I've been bullish on nuclear for as long as I can remember. It's the perfect power source. Safe and dense power generation that scales extremely well. No CO2 emissions as part of normal operation. Not dependent on external factors such as hydro, wind, solar etc...
Gradually I've been pushed away from nuclear by three factors.
1. The high level of operational excellence required to avoid accidents is difficult to maintain. Ongoing oversight is difficult in any industry. Let alone something as out of sight/mind as power generation.
2. NIMBYism and FUD create large costs to the construction and operation of nuclear that can't simply be waved away.
3. The cost trends of PV solar are very promising.
Seems like we could build the future with PV + Natural gas and get 80% of the solution that nuclear would give us without all the surrounding headaches.
The one I've since rather soured on is nuclear power. It is quite safe enough, certainly safer than continuing to burn fossils. I also think that reactors that are already completed and operating should be used as long as possible. But the dreadful delays and cost overruns with projects to build standardized EPR and AP1000 reactors have convinced me that nuclear is not the "fast, proven, affordable" path to decarbonization that it looked like in 2006. (Inevitably somebody will blame regulations. Note that these reactors are badly behind schedule and over budget in France, Finland, the United States, and China -- everywhere they've been attempted. China has a better track record with its own domestic designs but one reactor still takes nearly 6 years from construction start to commercial operation, slower than any kind of energy project but large scale hydro.)
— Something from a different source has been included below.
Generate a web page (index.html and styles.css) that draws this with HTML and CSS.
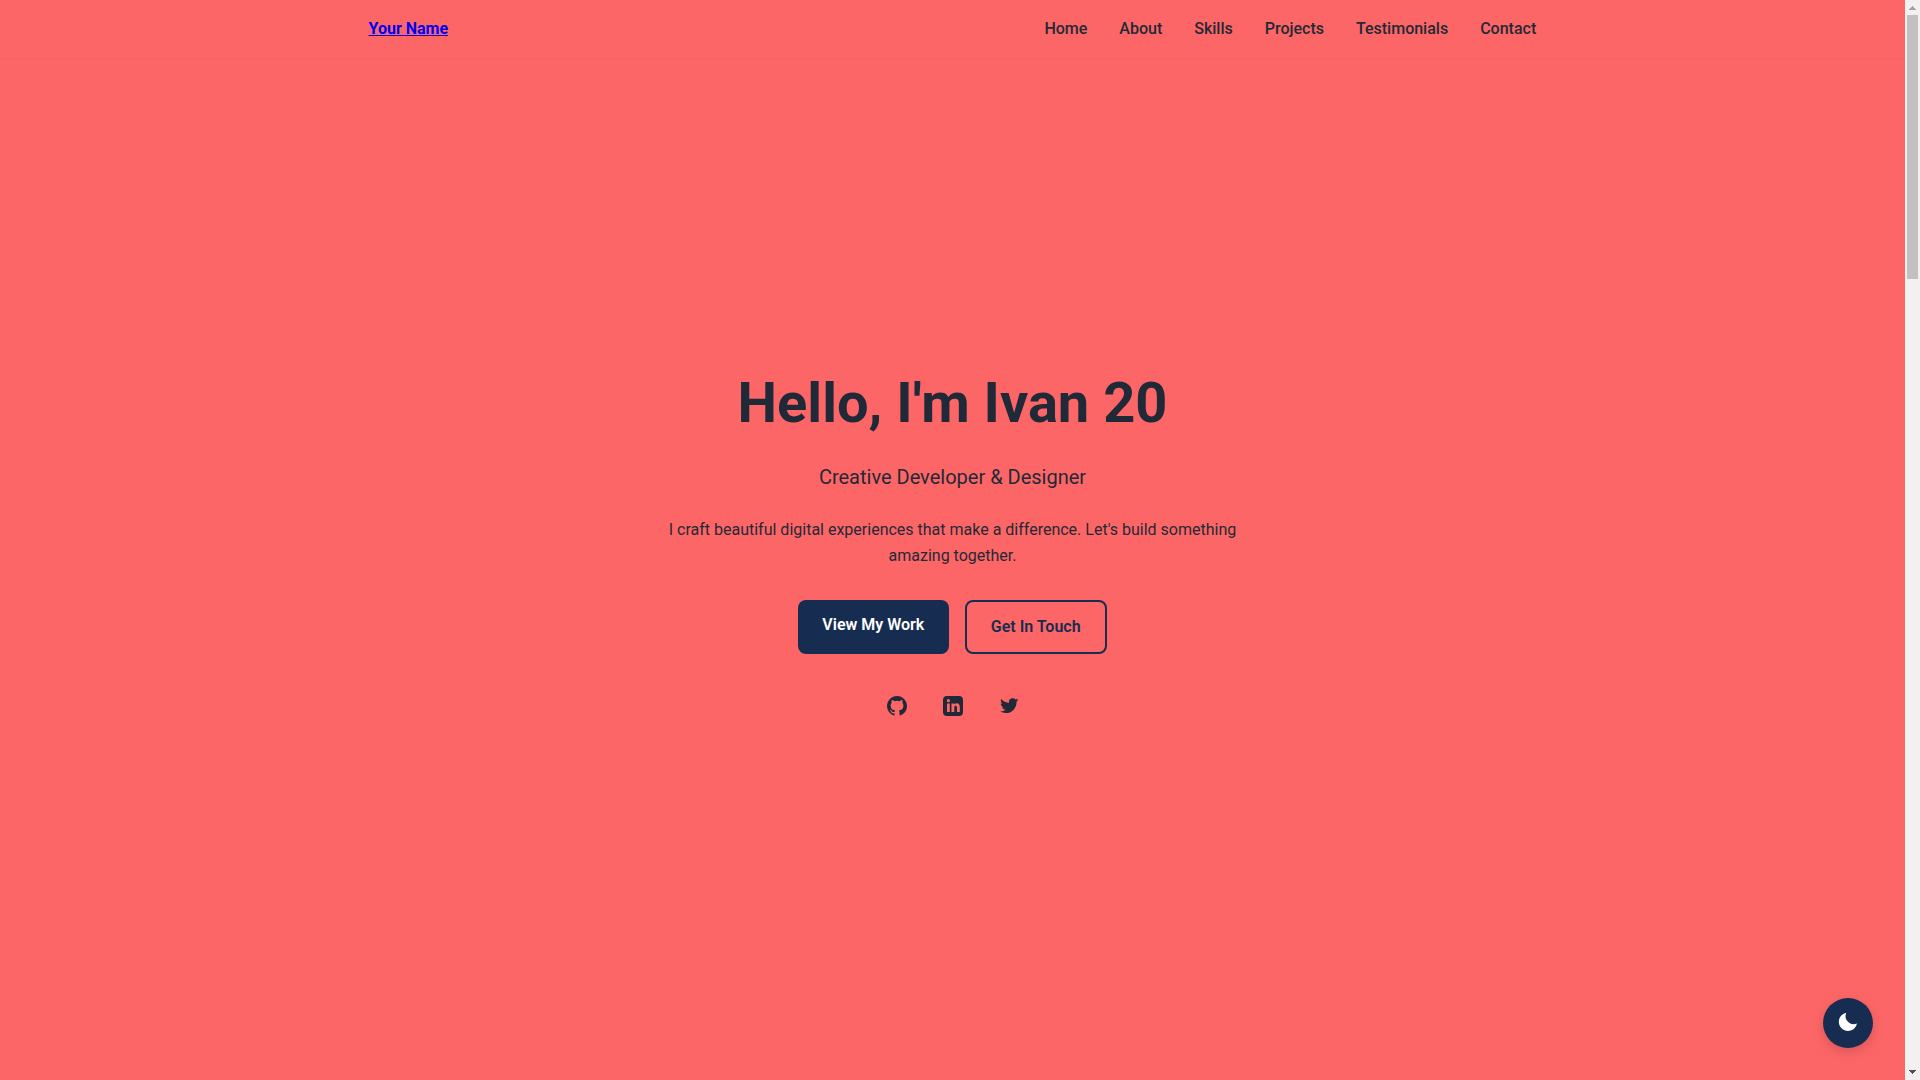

Renewable generation has since grown in scale and improved its price:performance ratio faster than I thought possible in 2006, solar PV in particular. The intermittency of these newer renewable sources and difficulty of seasonal energy storage means that some additional nuclear may still be required for deep decarbonization, despite its horrendous schedule and budget problems. But new nuclear really doesn't look like the first, fastest, and best way to cut emissions any more.